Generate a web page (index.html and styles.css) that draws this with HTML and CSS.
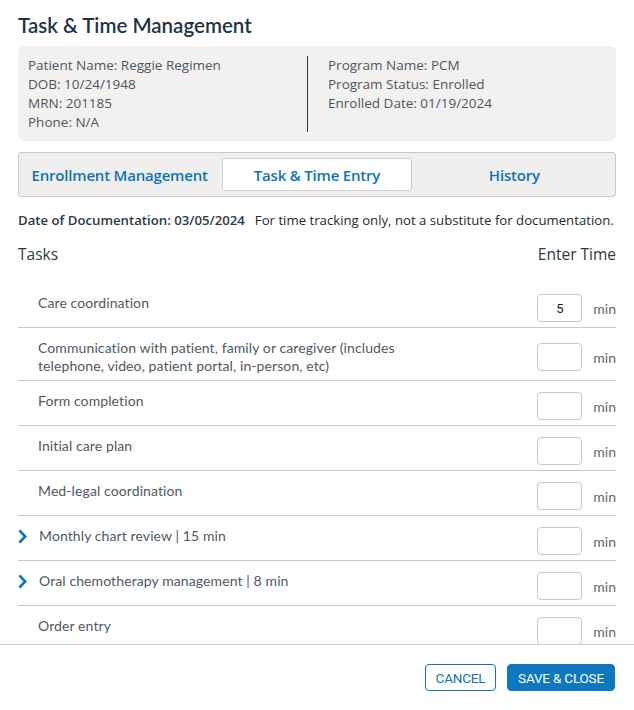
FILE: index.html
```html
<!DOCTYPE html>
<html lang="en">
  <head>
    <meta charset="UTF-8" />
    <meta name="viewport" content="width=device-width, initial-scale=1.0" />
    <title>Task &amp; Time Management</title>
    <link rel="stylesheet" href="styles.css">
  </head>
  <body>
    <div class="modal">
      <div class="content">
        <h1 class="title">Task &amp; Time Management</h1>

        <div class="patient">
          <div class="patient-col">
            <div>Patient Name: Reggie Regimen</div>
            <div>DOB: 10/24/1948</div>
            <div>MRN: 201185</div>
            <div>Phone: N/A</div>
          </div>
          <div class="patient-col program">
            <div>Program Name: PCM</div>
            <div>Program Status: Enrolled</div>
            <div>Enrolled Date: 01/19/2024</div>
          </div>
        </div>

        <div class="tabs">
          <button class="tab">Enrollment Management</button>
          <button class="tab active">Task &amp; Time Entry</button>
          <button class="tab">History</button>
        </div>

        <div class="doc-date">
          <span class="doc-label">Date of Documentation: 03/05/2024</span>
          <span class="doc-note">For time tracking only, not a substitute for documentation.</span>
        </div>

        <div class="task-head">
          <span>Tasks</span>
          <span>Enter Time</span>
        </div>

        <div class="tasks">
          <div class="task">
            <div class="task-name">Care coordination</div>
            <div class="task-time"><input class="time" type="text" value="5"><span>min</span></div>
          </div>
          <div class="task">
            <div class="task-name">Communication with patient, family or caregiver (includes<br>telephone, video, patient portal, in-person, etc)</div>
            <div class="task-time"><input class="time" type="text"><span>min</span></div>
          </div>
          <div class="task">
            <div class="task-name">Form completion</div>
            <div class="task-time"><input class="time" type="text"><span>min</span></div>
          </div>
          <div class="task">
            <div class="task-name">Initial care plan</div>
            <div class="task-time"><input class="time" type="text"><span>min</span></div>
          </div>
          <div class="task">
            <div class="task-name">Med-legal coordination</div>
            <div class="task-time"><input class="time" type="text"><span>min</span></div>
          </div>
          <div class="task">
            <div class="task-name group">
              <svg class="chevron" width="9" height="15" viewBox="0 0 9 15"><path d="M1.4 1.3 L7.2 7.5 L1.4 13.7" fill="none" stroke="#0b74b9" stroke-width="2.6"/></svg>
              Monthly chart review | 15 min
            </div>
            <div class="task-time"><input class="time" type="text"><span>min</span></div>
          </div>
          <div class="task">
            <div class="task-name group">
              <svg class="chevron" width="9" height="15" viewBox="0 0 9 15"><path d="M1.4 1.3 L7.2 7.5 L1.4 13.7" fill="none" stroke="#0b74b9" stroke-width="2.6"/></svg>
              Oral chemotherapy management | 8 min
            </div>
            <div class="task-time"><input class="time" type="text"><span>min</span></div>
          </div>
          <div class="task">
            <div class="task-name">Order entry</div>
            <div class="task-time"><input class="time" type="text"><span>min</span></div>
          </div>
        </div>
      </div>

      <div class="footer">
        <button class="btn cancel">CANCEL</button>
        <button class="btn save">SAVE &amp; CLOSE</button>
      </div>
    </div>
  </body>
</html>
```

FILE: styles.css
```css
body {
  margin: 0;
  background: #fff;
  font-family: "Lato", "Noto Sans", sans-serif;
  color: #4a5866;
}

.modal {
  width: 634px;
  height: 710px;
  display: flex;
  flex-direction: column;
}

.content {
  height: 644px;
  overflow: hidden;
  padding: 0 18px 0 18px;
  box-sizing: border-box;
}

.title {
  margin: 12px 0 8px 0;
  font-size: 20.5px;
  font-weight: 600;
  line-height: 26px;
  color: #1d3447;
}

.patient {
  display: flex;
  background: #f2f1f0;
  border-radius: 6px;
  padding: 10px 10px 9px 10px;
  font-family: "Open Sans", sans-serif;
  font-size: 13.5px;
  line-height: 19px;
}

.patient-col {
  width: 279px;
}

.program {
  flex: 1;
  border-left: 1px solid #2c3a46;
  padding-left: 20px;
}

.tabs {
  display: grid;
  grid-template-columns: repeat(3, 1fr);
  gap: 8px;
  margin-top: 11px;
  padding: 5px 6px;
  background: #f0efee;
  border: 1px solid #c9c9c9;
  border-radius: 3px;
}

.tab {
  height: 33px;
  border: 1px solid transparent;
  border-radius: 3px;
  background: none;
  font-family: "Open Sans", sans-serif;
  font-size: 15px;
  font-weight: 600;
  letter-spacing: -0.2px;
  color: #0b74b9;
  padding: 0;
}

.tab.active {
  background: #fff;
  border-color: #cfcfcf;
}

.doc-date {
  display: flex;
  gap: 10px;
  margin-top: 14px;
  font-family: "Open Sans", sans-serif;
  font-size: 13.2px;
  line-height: 18px;
  color: #1e2a33;
}

.doc-label {
  font-weight: 600;
  color: #2b3a47;
}

.task-head {
  display: flex;
  justify-content: space-between;
  margin-top: 15px;
  font-family: "Open Sans", sans-serif;
  font-size: 15.5px;
  line-height: 20px;
  color: #2b3a47;
}

.tasks {
  margin-top: 19px;
}

.task {
  display: flex;
  justify-content: space-between;
  align-items: center;
  padding: 11px 0 5px 0;
  border-bottom: 1px solid #c3cbd2;
}

.task-name {
  align-self: flex-start;
  padding-left: 20px;
  font-size: 14px;
  line-height: 18px;
  letter-spacing: 0.1px;
  color: #4d5a66;
}

.task-name.group {
  display: flex;
  align-items: center;
  gap: 12px;
  padding-left: 0;
}

.task-time {
  display: flex;
  align-items: center;
  gap: 11px;
  font-size: 14px;
  color: #5d6873;
}

.time {
  width: 45px;
  height: 28px;
  box-sizing: border-box;
  border: 1px solid #c3c9cf;
  border-radius: 4px;
  text-align: center;
  font-family: "Roboto", sans-serif;
  font-size: 13px;
  color: #222;
  padding: 0;
}

.footer {
  flex: 1;
  display: flex;
  justify-content: flex-end;
  align-items: flex-start;
  gap: 11px;
  padding: 19px 19px 0 0;
  border-top: 1px solid #c9d1d8;
}

.btn {
  height: 27px;
  padding: 0 8px;
  border-radius: 4px;
  font-family: "Roboto", sans-serif;
  font-size: 13.5px;
  letter-spacing: -0.2px;
  cursor: pointer;
}

.cancel {
  width: 71px;
  background: #fff;
  border: 1px solid #0b74b9;
  color: #0b74b9;
}

.save {
  width: 108px;
  background: #0b78c0;
  border: 1px solid #0b78c0;
  color: #fff;
}
```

------

STATED EXERCISE ▸ Output the lines above in full and exactly as given, omitting any pictures.

THE OUTPUT ▸
Generate a web page (index.html and styles.css) that draws this with HTML and CSS.
FILE: index.html
```html
<!DOCTYPE html>
<html lang="en">
  <head>
    <meta charset="UTF-8" />
    <meta name="viewport" content="width=device-width, initial-scale=1.0" />
    <title>Task &amp; Time Management</title>
    <link rel="stylesheet" href="styles.css">
  </head>
  <body>
    <div class="modal">
      <div class="content">
        <h1 class="title">Task &amp; Time Management</h1>

        <div class="patient">
          <div class="patient-col">
            <div>Patient Name: Reggie Regimen</div>
            <div>DOB: 10/24/1948</div>
            <div>MRN: 201185</div>
            <div>Phone: N/A</div>
          </div>
          <div class="patient-col program">
            <div>Program Name: PCM</div>
            <div>Program Status: Enrolled</div>
            <div>Enrolled Date: 01/19/2024</div>
          </div>
        </div>

        <div class="tabs">
          <button class="tab">Enrollment Management</button>
          <button class="tab active">Task &amp; Time Entry</button>
          <button class="tab">History</button>
        </div>

        <div class="doc-date">
          <span class="doc-label">Date of Documentation: 03/05/2024</span>
          <span class="doc-note">For time tracking only, not a substitute for documentation.</span>
        </div>

        <div class="task-head">
          <span>Tasks</span>
          <span>Enter Time</span>
        </div>

        <div class="tasks">
          <div class="task">
            <div class="task-name">Care coordination</div>
            <div class="task-time"><input class="time" type="text" value="5"><span>min</span></div>
          </div>
          <div class="task">
            <div class="task-name">Communication with patient, family or caregiver (includes<br>telephone, video, patient portal, in-person, etc)</div>
            <div class="task-time"><input class="time" type="text"><span>min</span></div>
          </div>
          <div class="task">
            <div class="task-name">Form completion</div>
            <div class="task-time"><input class="time" type="text"><span>min</span></div>
          </div>
          <div class="task">
            <div class="task-name">Initial care plan</div>
            <div class="task-time"><input class="time" type="text"><span>min</span></div>
          </div>
          <div class="task">
            <div class="task-name">Med-legal coordination</div>
            <div class="task-time"><input class="time" type="text"><span>min</span></div>
          </div>
          <div class="task">
            <div class="task-name group">
              <svg class="chevron" width="9" height="15" viewBox="0 0 9 15"><path d="M1.4 1.3 L7.2 7.5 L1.4 13.7" fill="none" stroke="#0b74b9" stroke-width="2.6"/></svg>
              Monthly chart review | 15 min
            </div>
            <div class="task-time"><input class="time" type="text"><span>min</span></div>
          </div>
          <div class="task">
            <div class="task-name group">
              <svg class="chevron" width="9" height="15" viewBox="0 0 9 15"><path d="M1.4 1.3 L7.2 7.5 L1.4 13.7" fill="none" stroke="#0b74b9" stroke-width="2.6"/></svg>
              Oral chemotherapy management | 8 min
            </div>
            <div class="task-time"><input class="time" type="text"><span>min</span></div>
          </div>
          <div class="task">
            <div class="task-name">Order entry</div>
            <div class="task-time"><input class="time" type="text"><span>min</span></div>
          </div>
        </div>
      </div>

      <div class="footer">
        <button class="btn cancel">CANCEL</button>
        <button class="btn save">SAVE &amp; CLOSE</button>
      </div>
    </div>
  </body>
</html>
```

FILE: styles.css
```css
body {
  margin: 0;
  background: #fff;
  font-family: "Lato", "Noto Sans", sans-serif;
  color: #4a5866;
}

.modal {
  width: 634px;
  height: 710px;
  display: flex;
  flex-direction: column;
}

.content {
  height: 644px;
  overflow: hidden;
  padding: 0 18px 0 18px;
  box-sizing: border-box;
}

.title {
  margin: 12px 0 8px 0;
  font-size: 20.5px;
  font-weight: 600;
  line-height: 26px;
  color: #1d3447;
}

.patient {
  display: flex;
  background: #f2f1f0;
  border-radius: 6px;
  padding: 10px 10px 9px 10px;
  font-family: "Open Sans", sans-serif;
  font-size: 13.5px;
  line-height: 19px;
}

.patient-col {
  width: 279px;
}

.program {
  flex: 1;
  border-left: 1px solid #2c3a46;
  padding-left: 20px;
}

.tabs {
  display: grid;
  grid-template-columns: repeat(3, 1fr);
  gap: 8px;
  margin-top: 11px;
  padding: 5px 6px;
  background: #f0efee;
  border: 1px solid #c9c9c9;
  border-radius: 3px;
}

.tab {
  height: 33px;
  border: 1px solid transparent;
  border-radius: 3px;
  background: none;
  font-family: "Open Sans", sans-serif;
  font-size: 15px;
  font-weight: 600;
  letter-spacing: -0.2px;
  color: #0b74b9;
  padding: 0;
}

.tab.active {
  background: #fff;
  border-color: #cfcfcf;
}

.doc-date {
  display: flex;
  gap: 10px;
  margin-top: 14px;
  font-family: "Open Sans", sans-serif;
  font-size: 13.2px;
  line-height: 18px;
  color: #1e2a33;
}

.doc-label {
  font-weight: 600;
  color: #2b3a47;
}

.task-head {
  display: flex;
  justify-content: space-between;
  margin-top: 15px;
  font-family: "Open Sans", sans-serif;
  font-size: 15.5px;
  line-height: 20px;
  color: #2b3a47;
}

.tasks {
  margin-top: 19px;
}

.task {
  display: flex;
  justify-content: space-between;
  align-items: center;
  padding: 11px 0 5px 0;
  border-bottom: 1px solid #c3cbd2;
}

.task-name {
  align-self: flex-start;
  padding-left: 20px;
  font-size: 14px;
  line-height: 18px;
  letter-spacing: 0.1px;
  color: #4d5a66;
}

.task-name.group {
  display: flex;
  align-items: center;
  gap: 12px;
  padding-left: 0;
}

.task-time {
  display: flex;
  align-items: center;
  gap: 11px;
  font-size: 14px;
  color: #5d6873;
}

.time {
  width: 45px;
  height: 28px;
  box-sizing: border-box;
  border: 1px solid #c3c9cf;
  border-radius: 4px;
  text-align: center;
  font-family: "Roboto", sans-serif;
  font-size: 13px;
  color: #222;
  padding: 0;
}

.footer {
  flex: 1;
  display: flex;
  justify-content: flex-end;
  align-items: flex-start;
  gap: 11px;
  padding: 19px 19px 0 0;
  border-top: 1px solid #c9d1d8;
}

.btn {
  height: 27px;
  padding: 0 8px;
  border-radius: 4px;
  font-family: "Roboto", sans-serif;
  font-size: 13.5px;
  letter-spacing: -0.2px;
  cursor: pointer;
}

.cancel {
  width: 71px;
  background: #fff;
  border: 1px solid #0b74b9;
  color: #0b74b9;
}

.save {
  width: 108px;
  background: #0b78c0;
  border: 1px solid #0b78c0;
  color: #fff;
}
```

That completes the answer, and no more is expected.